Output all the data exactly. Pictures do not belong in the copy.

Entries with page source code
▼▼▼
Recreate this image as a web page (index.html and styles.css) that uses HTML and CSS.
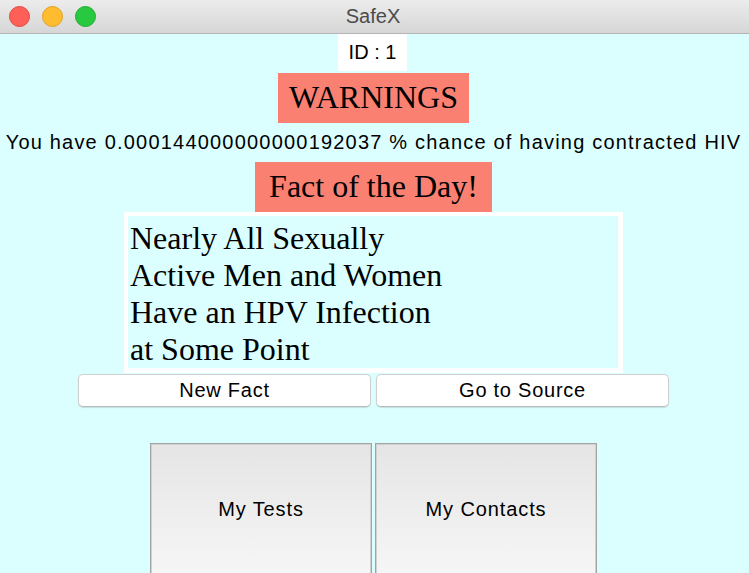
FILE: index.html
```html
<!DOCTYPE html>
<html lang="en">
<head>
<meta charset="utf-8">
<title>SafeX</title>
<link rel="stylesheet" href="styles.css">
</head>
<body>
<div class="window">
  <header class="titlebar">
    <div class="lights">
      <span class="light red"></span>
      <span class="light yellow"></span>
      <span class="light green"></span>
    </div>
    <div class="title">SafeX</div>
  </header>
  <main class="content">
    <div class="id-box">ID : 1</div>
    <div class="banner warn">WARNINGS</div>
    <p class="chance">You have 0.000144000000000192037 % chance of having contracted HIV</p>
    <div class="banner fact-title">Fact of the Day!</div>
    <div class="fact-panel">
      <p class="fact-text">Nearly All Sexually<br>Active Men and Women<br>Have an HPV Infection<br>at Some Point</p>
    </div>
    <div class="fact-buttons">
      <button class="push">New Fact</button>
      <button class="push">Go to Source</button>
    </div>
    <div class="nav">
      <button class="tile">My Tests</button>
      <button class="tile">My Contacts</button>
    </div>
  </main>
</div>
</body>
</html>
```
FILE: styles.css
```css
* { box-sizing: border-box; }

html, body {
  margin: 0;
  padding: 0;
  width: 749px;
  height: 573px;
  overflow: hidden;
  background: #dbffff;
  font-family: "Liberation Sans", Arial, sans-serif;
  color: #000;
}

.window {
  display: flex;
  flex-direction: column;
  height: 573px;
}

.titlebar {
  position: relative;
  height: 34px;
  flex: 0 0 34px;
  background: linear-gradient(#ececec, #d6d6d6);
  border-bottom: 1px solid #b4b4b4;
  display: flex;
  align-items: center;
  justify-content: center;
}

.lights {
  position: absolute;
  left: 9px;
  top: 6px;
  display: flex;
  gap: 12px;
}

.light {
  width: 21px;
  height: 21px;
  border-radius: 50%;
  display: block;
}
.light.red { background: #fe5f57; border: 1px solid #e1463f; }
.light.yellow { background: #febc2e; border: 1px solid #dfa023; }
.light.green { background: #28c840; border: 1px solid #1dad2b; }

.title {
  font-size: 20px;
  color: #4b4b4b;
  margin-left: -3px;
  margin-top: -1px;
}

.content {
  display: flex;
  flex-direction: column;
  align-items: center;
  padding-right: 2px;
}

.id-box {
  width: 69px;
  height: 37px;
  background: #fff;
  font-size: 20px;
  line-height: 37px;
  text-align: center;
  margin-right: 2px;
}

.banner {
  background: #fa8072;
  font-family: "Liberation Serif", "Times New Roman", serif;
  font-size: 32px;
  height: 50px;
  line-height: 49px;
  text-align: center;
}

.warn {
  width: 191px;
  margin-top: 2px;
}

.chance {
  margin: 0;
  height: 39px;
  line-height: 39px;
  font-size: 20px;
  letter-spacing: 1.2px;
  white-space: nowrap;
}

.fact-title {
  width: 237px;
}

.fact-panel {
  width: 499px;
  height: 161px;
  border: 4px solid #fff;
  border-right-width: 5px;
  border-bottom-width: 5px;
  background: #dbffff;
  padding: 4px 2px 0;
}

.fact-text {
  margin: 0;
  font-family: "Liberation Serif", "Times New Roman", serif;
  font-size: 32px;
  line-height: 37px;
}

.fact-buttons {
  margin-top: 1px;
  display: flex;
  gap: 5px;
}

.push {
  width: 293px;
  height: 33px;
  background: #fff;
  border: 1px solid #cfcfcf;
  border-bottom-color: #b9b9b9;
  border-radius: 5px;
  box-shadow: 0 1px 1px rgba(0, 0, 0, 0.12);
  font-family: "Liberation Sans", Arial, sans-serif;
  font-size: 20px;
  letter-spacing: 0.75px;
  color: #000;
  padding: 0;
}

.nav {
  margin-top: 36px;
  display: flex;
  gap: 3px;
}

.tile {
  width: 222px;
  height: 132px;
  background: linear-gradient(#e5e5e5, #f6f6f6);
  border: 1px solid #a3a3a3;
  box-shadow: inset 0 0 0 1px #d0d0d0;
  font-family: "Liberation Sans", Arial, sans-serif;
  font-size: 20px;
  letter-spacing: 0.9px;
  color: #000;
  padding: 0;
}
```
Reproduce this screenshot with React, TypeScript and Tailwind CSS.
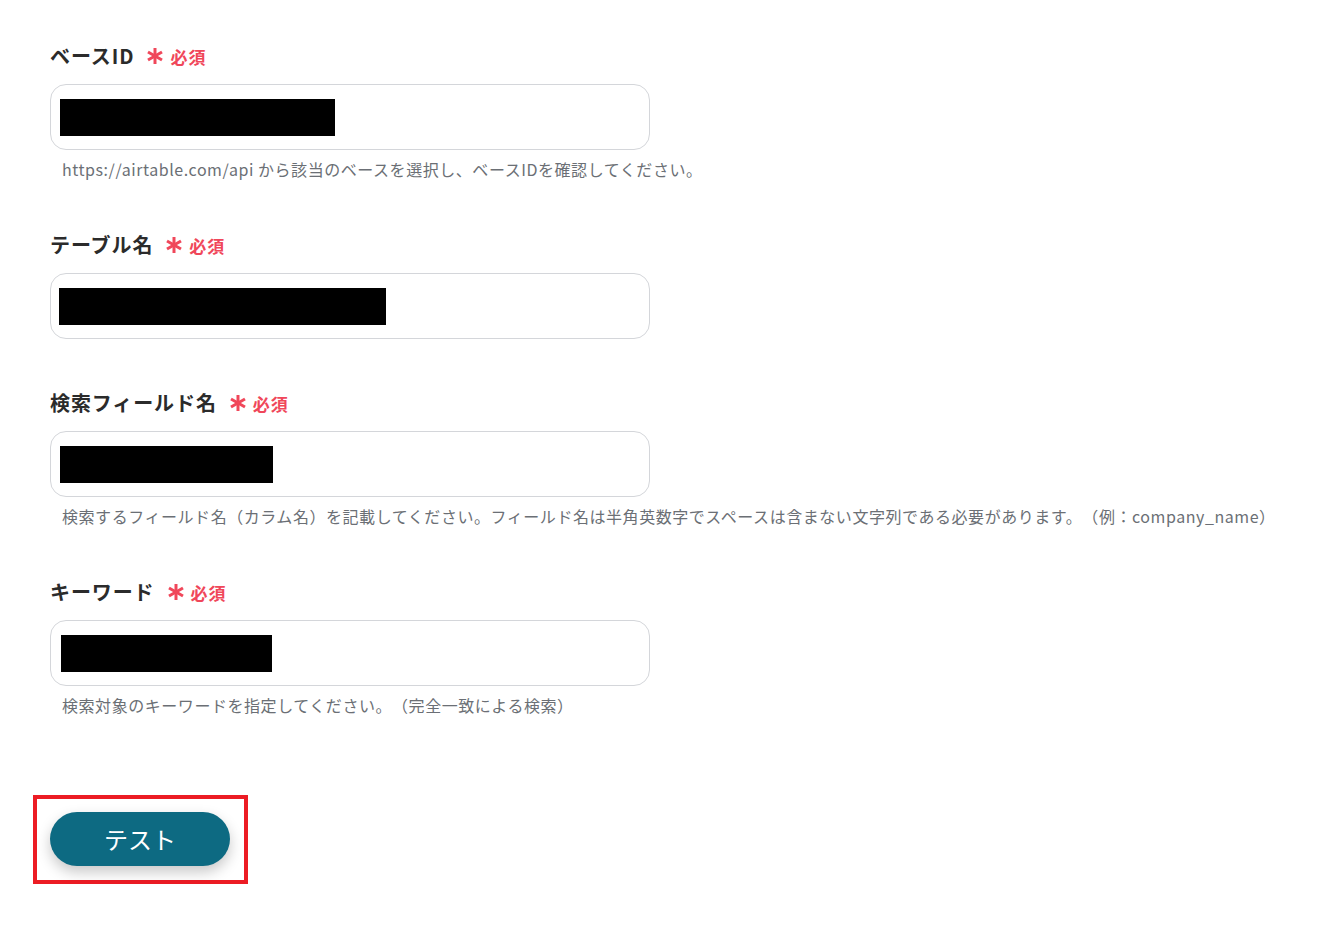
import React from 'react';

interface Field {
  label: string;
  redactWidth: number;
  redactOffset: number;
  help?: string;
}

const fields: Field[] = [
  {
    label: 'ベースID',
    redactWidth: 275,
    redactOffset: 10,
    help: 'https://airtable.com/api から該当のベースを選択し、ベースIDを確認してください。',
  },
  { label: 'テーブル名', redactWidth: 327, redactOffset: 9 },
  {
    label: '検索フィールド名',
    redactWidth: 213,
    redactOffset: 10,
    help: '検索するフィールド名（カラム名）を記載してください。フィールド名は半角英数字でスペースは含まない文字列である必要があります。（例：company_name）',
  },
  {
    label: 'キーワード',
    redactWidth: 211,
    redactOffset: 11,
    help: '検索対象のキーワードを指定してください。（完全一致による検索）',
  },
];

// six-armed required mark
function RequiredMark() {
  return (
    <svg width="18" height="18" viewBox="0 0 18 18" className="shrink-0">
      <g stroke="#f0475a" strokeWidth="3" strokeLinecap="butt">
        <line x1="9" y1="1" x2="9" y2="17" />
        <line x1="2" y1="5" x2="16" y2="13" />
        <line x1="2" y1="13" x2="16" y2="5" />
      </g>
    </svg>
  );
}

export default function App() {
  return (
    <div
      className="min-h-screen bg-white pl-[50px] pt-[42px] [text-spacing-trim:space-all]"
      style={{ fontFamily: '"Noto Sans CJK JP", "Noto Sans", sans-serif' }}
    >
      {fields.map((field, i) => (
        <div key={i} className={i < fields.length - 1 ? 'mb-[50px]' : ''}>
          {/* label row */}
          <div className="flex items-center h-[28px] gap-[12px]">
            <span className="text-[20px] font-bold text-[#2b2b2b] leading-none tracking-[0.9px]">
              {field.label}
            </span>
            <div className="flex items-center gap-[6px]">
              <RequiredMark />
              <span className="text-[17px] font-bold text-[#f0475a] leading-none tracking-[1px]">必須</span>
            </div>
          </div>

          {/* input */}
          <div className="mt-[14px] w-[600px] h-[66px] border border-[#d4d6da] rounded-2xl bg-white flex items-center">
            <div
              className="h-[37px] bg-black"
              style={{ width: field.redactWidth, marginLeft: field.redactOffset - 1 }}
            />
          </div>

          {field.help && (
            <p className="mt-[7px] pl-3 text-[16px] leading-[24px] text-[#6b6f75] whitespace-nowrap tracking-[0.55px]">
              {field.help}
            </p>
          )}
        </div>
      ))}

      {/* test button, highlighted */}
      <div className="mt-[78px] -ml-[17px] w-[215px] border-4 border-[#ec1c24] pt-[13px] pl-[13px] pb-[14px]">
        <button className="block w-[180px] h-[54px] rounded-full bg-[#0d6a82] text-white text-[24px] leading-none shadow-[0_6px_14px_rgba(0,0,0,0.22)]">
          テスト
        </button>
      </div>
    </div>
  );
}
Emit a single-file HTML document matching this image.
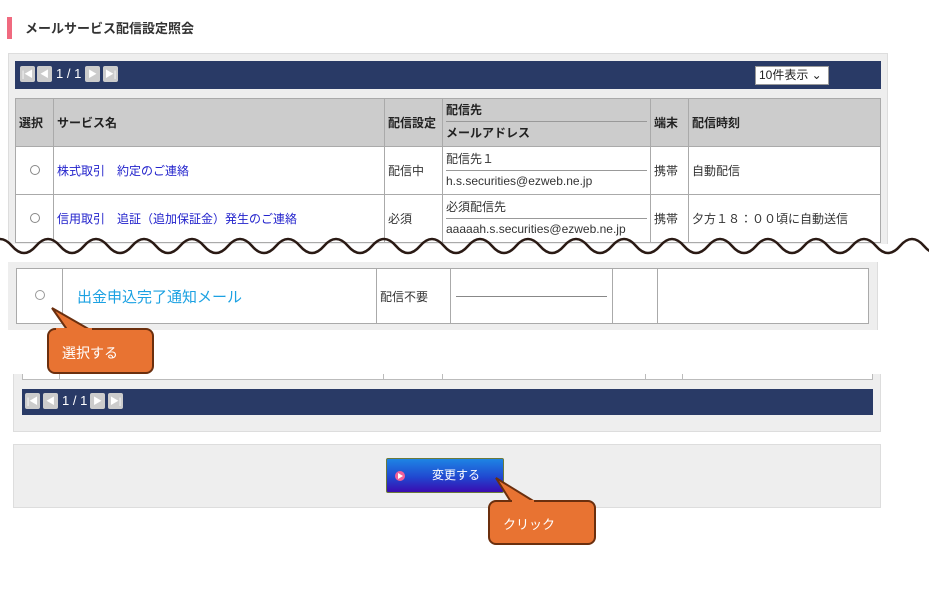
▲▲▲
# EXERCISE ANSWER:
Recreate this image as a web page (index.html and styles.css) that uses HTML and CSS.
FILE: index.html
```html
<!DOCTYPE html>
<html lang="en">
<head>
<meta charset="utf-8">
<title>SafeX</title>
<link rel="stylesheet" href="styles.css">
</head>
<body>
<div class="window">
  <header class="titlebar">
    <div class="lights">
      <span class="light red"></span>
      <span class="light yellow"></span>
      <span class="light green"></span>
    </div>
    <div class="title">SafeX</div>
  </header>
  <main class="content">
    <div class="id-box">ID : 1</div>
    <div class="banner warn">WARNINGS</div>
    <p class="chance">You have 0.000144000000000192037 % chance of having contracted HIV</p>
    <div class="banner fact-title">Fact of the Day!</div>
    <div class="fact-panel">
      <p class="fact-text">Nearly All Sexually<br>Active Men and Women<br>Have an HPV Infection<br>at Some Point</p>
    </div>
    <div class="fact-buttons">
      <button class="push">New Fact</button>
      <button class="push">Go to Source</button>
    </div>
    <div class="nav">
      <button class="tile">My Tests</button>
      <button class="tile">My Contacts</button>
    </div>
  </main>
</div>
</body>
</html>
```
FILE: styles.css
```css
* { box-sizing: border-box; }

html, body {
  margin: 0;
  padding: 0;
  width: 749px;
  height: 573px;
  overflow: hidden;
  background: #dbffff;
  font-family: "Liberation Sans", Arial, sans-serif;
  color: #000;
}

.window {
  display: flex;
  flex-direction: column;
  height: 573px;
}

.titlebar {
  position: relative;
  height: 34px;
  flex: 0 0 34px;
  background: linear-gradient(#ececec, #d6d6d6);
  border-bottom: 1px solid #b4b4b4;
  display: flex;
  align-items: center;
  justify-content: center;
}

.lights {
  position: absolute;
  left: 9px;
  top: 6px;
  display: flex;
  gap: 12px;
}

.light {
  width: 21px;
  height: 21px;
  border-radius: 50%;
  display: block;
}
.light.red { background: #fe5f57; border: 1px solid #e1463f; }
.light.yellow { background: #febc2e; border: 1px solid #dfa023; }
.light.green { background: #28c840; border: 1px solid #1dad2b; }

.title {
  font-size: 20px;
  color: #4b4b4b;
  margin-left: -3px;
  margin-top: -1px;
}

.content {
  display: flex;
  flex-direction: column;
  align-items: center;
  padding-right: 2px;
}

.id-box {
  width: 69px;
  height: 37px;
  background: #fff;
  font-size: 20px;
  line-height: 37px;
  text-align: center;
  margin-right: 2px;
}

.banner {
  background: #fa8072;
  font-family: "Liberation Serif", "Times New Roman", serif;
  font-size: 32px;
  height: 50px;
  line-height: 49px;
  text-align: center;
}

.warn {
  width: 191px;
  margin-top: 2px;
}

.chance {
  margin: 0;
  height: 39px;
  line-height: 39px;
  font-size: 20px;
  letter-spacing: 1.2px;
  white-space: nowrap;
}

.fact-title {
  width: 237px;
}

.fact-panel {
  width: 499px;
  height: 161px;
  border: 4px solid #fff;
  border-right-width: 5px;
  border-bottom-width: 5px;
  background: #dbffff;
  padding: 4px 2px 0;
}

.fact-text {
  margin: 0;
  font-family: "Liberation Serif", "Times New Roman", serif;
  font-size: 32px;
  line-height: 37px;
}

.fact-buttons {
  margin-top: 1px;
  display: flex;
  gap: 5px;
}

.push {
  width: 293px;
  height: 33px;
  background: #fff;
  border: 1px solid #cfcfcf;
  border-bottom-color: #b9b9b9;
  border-radius: 5px;
  box-shadow: 0 1px 1px rgba(0, 0, 0, 0.12);
  font-family: "Liberation Sans", Arial, sans-serif;
  font-size: 20px;
  letter-spacing: 0.75px;
  color: #000;
  padding: 0;
}

.nav {
  margin-top: 36px;
  display: flex;
  gap: 3px;
}

.tile {
  width: 222px;
  height: 132px;
  background: linear-gradient(#e5e5e5, #f6f6f6);
  border: 1px solid #a3a3a3;
  box-shadow: inset 0 0 0 1px #d0d0d0;
  font-family: "Liberation Sans", Arial, sans-serif;
  font-size: 20px;
  letter-spacing: 0.9px;
  color: #000;
  padding: 0;
}
```
Reproduce this screenshot with React, TypeScript and Tailwind CSS.
import React from 'react';

interface Field {
  label: string;
  redactWidth: number;
  redactOffset: number;
  help?: string;
}

const fields: Field[] = [
  {
    label: 'ベースID',
    redactWidth: 275,
    redactOffset: 10,
    help: 'https://airtable.com/api から該当のベースを選択し、ベースIDを確認してください。',
  },
  { label: 'テーブル名', redactWidth: 327, redactOffset: 9 },
  {
    label: '検索フィールド名',
    redactWidth: 213,
    redactOffset: 10,
    help: '検索するフィールド名（カラム名）を記載してください。フィールド名は半角英数字でスペースは含まない文字列である必要があります。（例：company_name）',
  },
  {
    label: 'キーワード',
    redactWidth: 211,
    redactOffset: 11,
    help: '検索対象のキーワードを指定してください。（完全一致による検索）',
  },
];

// six-armed required mark
function RequiredMark() {
  return (
    <svg width="18" height="18" viewBox="0 0 18 18" className="shrink-0">
      <g stroke="#f0475a" strokeWidth="3" strokeLinecap="butt">
        <line x1="9" y1="1" x2="9" y2="17" />
        <line x1="2" y1="5" x2="16" y2="13" />
        <line x1="2" y1="13" x2="16" y2="5" />
      </g>
    </svg>
  );
}

export default function App() {
  return (
    <div
      className="min-h-screen bg-white pl-[50px] pt-[42px] [text-spacing-trim:space-all]"
      style={{ fontFamily: '"Noto Sans CJK JP", "Noto Sans", sans-serif' }}
    >
      {fields.map((field, i) => (
        <div key={i} className={i < fields.length - 1 ? 'mb-[50px]' : ''}>
          {/* label row */}
          <div className="flex items-center h-[28px] gap-[12px]">
            <span className="text-[20px] font-bold text-[#2b2b2b] leading-none tracking-[0.9px]">
              {field.label}
            </span>
            <div className="flex items-center gap-[6px]">
              <RequiredMark />
              <span className="text-[17px] font-bold text-[#f0475a] leading-none tracking-[1px]">必須</span>
            </div>
          </div>

          {/* input */}
          <div className="mt-[14px] w-[600px] h-[66px] border border-[#d4d6da] rounded-2xl bg-white flex items-center">
            <div
              className="h-[37px] bg-black"
              style={{ width: field.redactWidth, marginLeft: field.redactOffset - 1 }}
            />
          </div>

          {field.help && (
            <p className="mt-[7px] pl-3 text-[16px] leading-[24px] text-[#6b6f75] whitespace-nowrap tracking-[0.55px]">
              {field.help}
            </p>
          )}
        </div>
      ))}

      {/* test button, highlighted */}
      <div className="mt-[78px] -ml-[17px] w-[215px] border-4 border-[#ec1c24] pt-[13px] pl-[13px] pb-[14px]">
        <button className="block w-[180px] h-[54px] rounded-full bg-[#0d6a82] text-white text-[24px] leading-none shadow-[0_6px_14px_rgba(0,0,0,0.22)]">
          テスト
        </button>
      </div>
    </div>
  );
}
Emit a single-file HTML document matching this image.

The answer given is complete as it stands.